Visto el panorama, cabría preguntarse si cambiará algo por darle gratuidad al 50%, 70% o al 100% de los estudiantes. No mucho, pues los estudiantes de orígenes más acomodados seguirán estudiando en mejores lugares. Por lo tanto, cuando se habla de gratuidad universal, creemos erróneamente que se está discutiendo si hay que pagarle la educación a los que más tienen, cuando el problema es otro. Al fin y al cabo, un subsidio de $20 millones no será la diferencia en una vida de trabajo, pero las condiciones de estudio si lo serán. La regresividad del sistema no está dirigida a quienes se financia, sino que se está financiando a los que tienen una mejor educación. ¿Hay algo más regresivo que eso?

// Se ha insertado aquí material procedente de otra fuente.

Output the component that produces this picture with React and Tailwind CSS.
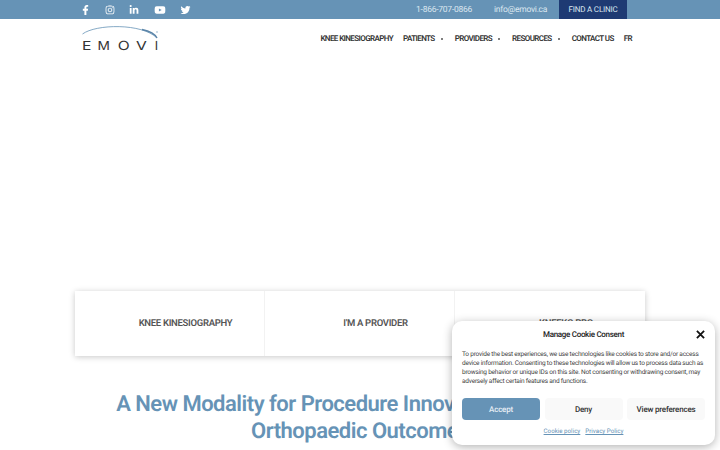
import React from "react";
import { FaFacebookF, FaInstagram, FaLinkedinIn, FaYoutube, FaTwitter } from "react-icons/fa";

const Item = ({ children, caret, cls }) => (
  <span className={`flex items-center font-semibold text-[#333] ${cls || ""}`}>
    {children}
    {caret && <span className="ml-[6px] w-[2px] h-[2px] rounded-full bg-[#555]" />}
  </span>
);

export default function App() {
  return (
    <div className="relative w-[720px] h-[450px] overflow-hidden bg-white font-['Roboto',sans-serif] [text-rendering:geometricPrecision]">
      <div className="h-[19px] bg-[#6693b6] flex items-center pl-[81px] text-white">
        <div className="flex items-center gap-[14.5px] w-[335px]">
          <FaFacebookF className="w-[9px] h-[10px]" />
          <FaInstagram className="w-[10px] h-[10px]" />
          <FaLinkedinIn className="w-[10px] h-[10px]" />
          <FaYoutube className="w-[12px] h-[10px]" />
          <FaTwitter className="w-[11px] h-[10px]" />
        </div>
        <span className="pt-[1px] text-[8.5px] tracking-[-0.25px] text-[#dce7f0] w-[78px]">1-866-707-0866</span>
        <span className="pt-[1px] text-[8.5px] tracking-[-0.25px] text-[#dce7f0] w-[65px]">info@emovi.ca</span>
        <span className="pt-[1px] h-[19px] w-[68px] bg-[#1e3a73] flex items-center justify-center text-[8px] tracking-[-0.2px] text-[#dce7f0]">FIND A CLINIC</span>
      </div>
      <div className="h-[40px] flex items-center justify-between pl-[82px] pr-[88px]">
        <div className="relative w-[77px] h-[32px]">
          <svg viewBox="0 0 77 32" className="w-[77px] h-[32px]">
            <path d="M0.5 11 C14 1 60 0 75 15" fill="none" stroke="#6693b6" strokeWidth="0.8" />
            <path d="M60 6.5 C67 8 73 11 75 15" fill="none" stroke="#5a84a8" strokeWidth="1.4" />
            <circle cx="75" cy="9" r="0.8" fill="#8fb0ca" />
          </svg>
          <div className="absolute left-0 top-[16px] w-[76px] flex justify-between text-[12.5px] leading-[15px] text-[#333] font-normal font-['Inter',sans-serif]">
            <span className="inline-block origin-left scale-x-125">E</span>
            <span className="inline-block scale-x-110">M</span>
            <span className="inline-block scale-x-125">O</span>
            <span className="inline-block scale-x-125">V</span>
            <span className="inline-block">I</span>
          </div>
        </div>
        <nav className="flex items-center text-[8px] tracking-[-0.6px]">
          <Item cls="mr-[10px]">KNEE KINESIOGRAPHY</Item>
          <Item caret cls="mr-[12px]">PATIENTS</Item>
          <Item caret cls="mr-[12px]">PROVIDERS</Item>
          <Item caret cls="mr-[12px]">RESOURCES</Item>
          <Item cls="mr-[10px]">CONTACT US</Item>
          <Item>FR</Item>
        </nav>
      </div>
      <div className="mt-[232px] ml-[75px] w-[570px] h-[65px] grid grid-cols-3 bg-white shadow-[0_1px_6px_rgba(0,0,0,0.22)] text-[#555] text-[9.5px] tracking-[-0.3px] font-semibold">
        <div className="flex items-center justify-center border-r border-[#f2f2f2] pl-[32px] pt-[1px]">KNEE KINESIOGRAPHY</div>
        <div className="flex items-center justify-center border-r border-[#f2f2f2] pl-[32px] pt-[1px]">I'M A PROVIDER</div>
        <div className="flex items-center justify-center pl-[32px] pt-[1px]">KNEEKG PRO</div>
      </div>
      <h1 className="mt-[35px] text-center text-[22px] tracking-[-0.5px] leading-[27px] font-semibold text-[#6693b6]">
        A New Modality for Procedure Innovation and Better<br />Orthopaedic Outcomes
      </h1>
      <div className="absolute left-[452px] top-[321px] w-[263px] h-[124px] bg-white rounded-[10px] shadow-[0_2px_10px_rgba(0,0,0,0.3)] px-[10px] pt-[8px]">
        <div className="relative h-[12px] text-center text-[8px] tracking-[-0.3px] leading-[12px] font-medium text-[#222]">
          Manage Cookie Consent
          <span className="absolute right-[0px] top-[1px] text-[#111]">
            <svg viewBox="0 0 10 10" className="w-[9px] h-[9px]"><path d="M1 1L9 9M9 1L1 9" stroke="#111" strokeWidth="2" /></svg>
          </span>
        </div>
        <p className="mt-[9px] text-[6.5px] tracking-[-0.22px] leading-[9px] text-[#444]">
          To provide the best experiences, we use technologies like cookies to store and/or access device information. Consenting to these technologies will allow us to process data such as browsing behavior or unique IDs on this site. Not consenting or withdrawing consent, may adversely affect certain features and functions.
        </p>
        <div className="mt-[12px] flex justify-between text-[8px] tracking-[-0.2px] font-medium">
          <span className="w-[78px] h-[22px] pt-[1px] rounded bg-[#6693b6] text-[#e6eef5] flex items-center justify-center">Accept</span>
          <span className="w-[78px] h-[22px] pt-[1px] rounded bg-[#f9f9f9] text-[#333] flex items-center justify-center">Deny</span>
          <span className="w-[78px] h-[22px] pt-[1px] rounded bg-[#f9f9f9] text-[#333] flex items-center justify-center">View preferences</span>
        </div>
        <div className="mt-[7px] flex justify-center gap-[5px] text-[6.2px] text-[#6693b6] underline">
          <span>Cookie policy</span><span>Privacy Policy</span>
        </div>
      </div>
    </div>
  );
}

Ahora bien, podría alegarse que llegamos a esta situación por la “lógica del mercado”. Por tanto a nadie debería sorprenderle que quienes más tienen accedan a una educación de mejor calidad, por más injusto que nos parezca. Al fin y al cabo, ese es el discurso de los defensores de la “financiación de la oferta”. Al romper con la lógica de los aranceles, reclaman que todos tendrán acceso a una educación gratuita y de calidad. ¿Es posible imaginar que una financiación enteramente basada en aportes basales pueda terminar con esta segregación educativa? Un ejercicio que podría servir para vislumbrar este escenario, es utilizar la distribución actual de los aportes basales para ver si en efecto sirven para “emparejar la cancha”. En la Figura 4 se muestra la relación entre el aporte fiscal directo (fondo de libre disponibilidad para las universidades del Cruch repartido en su inmensa mayoría con criterios históricos) y la fracción de estudiantes de colegios particulares pagados. Como puede verse, la asignación de dineros públicos a la oferta no difiere sustancialmente de la vilipendiada “lógica del mercado”. ¿Sirve esto de proyección de lo que está por venir? No lo sabemos, pero por el momento, nada indica que nos estemos aproximando a un “cambio de paradigma”, como creen personas más optimistas que quien escribe estas líneas.